■ EXERCISE DESCRIPTION
Count how many lines contain the word "components". Please give only the number.

■ LISTED RECORDS
= = = =

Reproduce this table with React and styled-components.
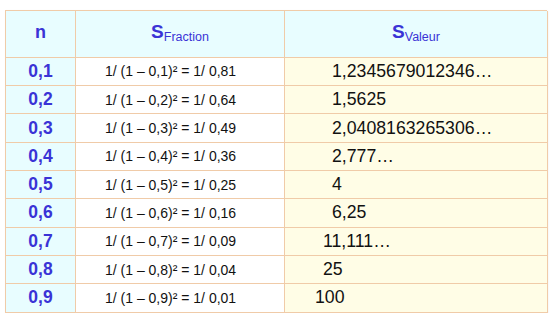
import React from "react";
import styled, { createGlobalStyle } from "styled-components";

const Global = createGlobalStyle`
  html, body { margin: 0; padding: 0; background: #ffffff; }
  body { font-family: "Liberation Sans", Arial, sans-serif; }
`;

const Page = styled.div`
  padding: 10px 0 0 5px;
`;

const Table = styled.div`
  display: grid;
  grid-template-columns: 70px 209px 263px;
  grid-template-rows: 46.7px repeat(9, 28.33px);
  width: 542px;
  box-sizing: border-box;
  border-top: 1px solid #f0cba8;
  border-left: 1px solid #f0cba8;
  box-shadow: 1px 1px 2px rgba(0, 0, 0, 0.08);
`;

const Cell = styled.div`
  box-sizing: border-box;
  border-right: 1px solid #f0cba8;
  border-bottom: 1px solid #f0cba8;
  display: flex;
  align-items: center;
  white-space: nowrap;
`;

const HeadCell = styled(Cell)`
  background: #e8fdff;
  justify-content: center;
  color: #3a33d6;
  font-weight: bold;
  padding-bottom: 3px;
`;

const HeadN = styled.span`
  font-size: 18px;
`;

const HeadS = styled.span`
  font-size: 19px;
  font-weight: bold;
`;

const Sub = styled.span`
  font-size: 12.5px;
  font-weight: normal;
  position: relative;
  top: 5px;
`;

const NCell = styled(Cell)`
  background: #e8fdff;
  justify-content: center;
  color: #3a33d6;
  font-weight: bold;
  font-size: 17.5px;
`;

const FracCell = styled(Cell)`
  background: #ffffff;
  padding-left: 29px;
  font-size: 14px;
  color: #111111;
`;

const ValCell = styled(Cell)`
  background: #fffde6;
  padding-left: ${(p) => p.$indent}px;
  font-size: 17.7px;
  color: #111111;
`;

const rows = [
  { n: "0,1", d: "0,81", v: "1,2345679012346…", i: 47 },
  { n: "0,2", d: "0,64", v: "1,5625", i: 47 },
  { n: "0,3", d: "0,49", v: "2,0408163265306…", i: 47 },
  { n: "0,4", d: "0,36", v: "2,777…", i: 47 },
  { n: "0,5", d: "0,25", v: "4", i: 47 },
  { n: "0,6", d: "0,16", v: "6,25", i: 47 },
  { n: "0,7", d: "0,09", v: "11,111…", i: 38 },
  { n: "0,8", d: "0,04", v: "25", i: 38 },
  { n: "0,9", d: "0,01", v: "100", i: 30 },
];

export default function App() {
  return (
    <>
      <Global />
      <Page>
        <Table>
          <HeadCell>
            <HeadN>n</HeadN>
          </HeadCell>
          <HeadCell>
            <HeadS>S</HeadS>
            <Sub>Fraction</Sub>
          </HeadCell>
          <HeadCell>
            <HeadS>S</HeadS>
            <Sub>Valeur</Sub>
          </HeadCell>
          {rows.map((r) => (
            <React.Fragment key={r.n}>
              <NCell>{r.n}</NCell>
              <FracCell>
                {`1/ (1 – ${r.n})² = 1/ ${r.d}`}
              </FracCell>
              <ValCell $indent={r.i}>{r.v}</ValCell>
            </React.Fragment>
          ))}
        </Table>
      </Page>
    </>
  );
}
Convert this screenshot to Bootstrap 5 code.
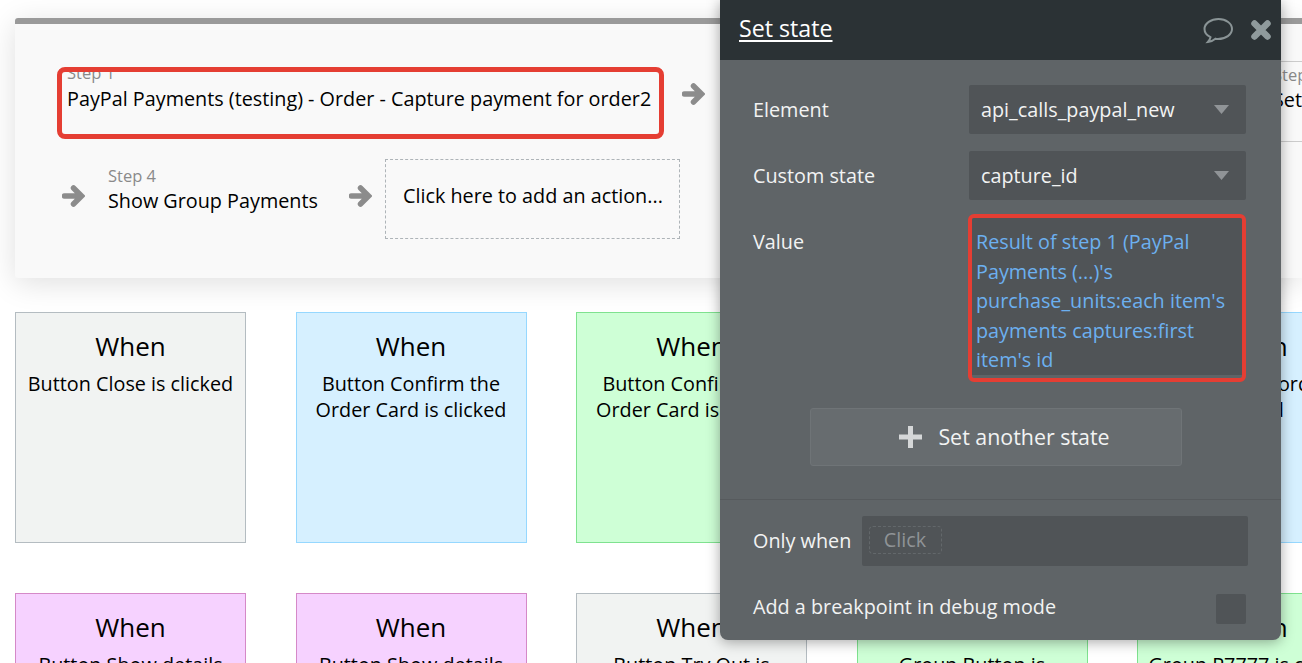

= = = =

■ COMPLETE RESPONSE
2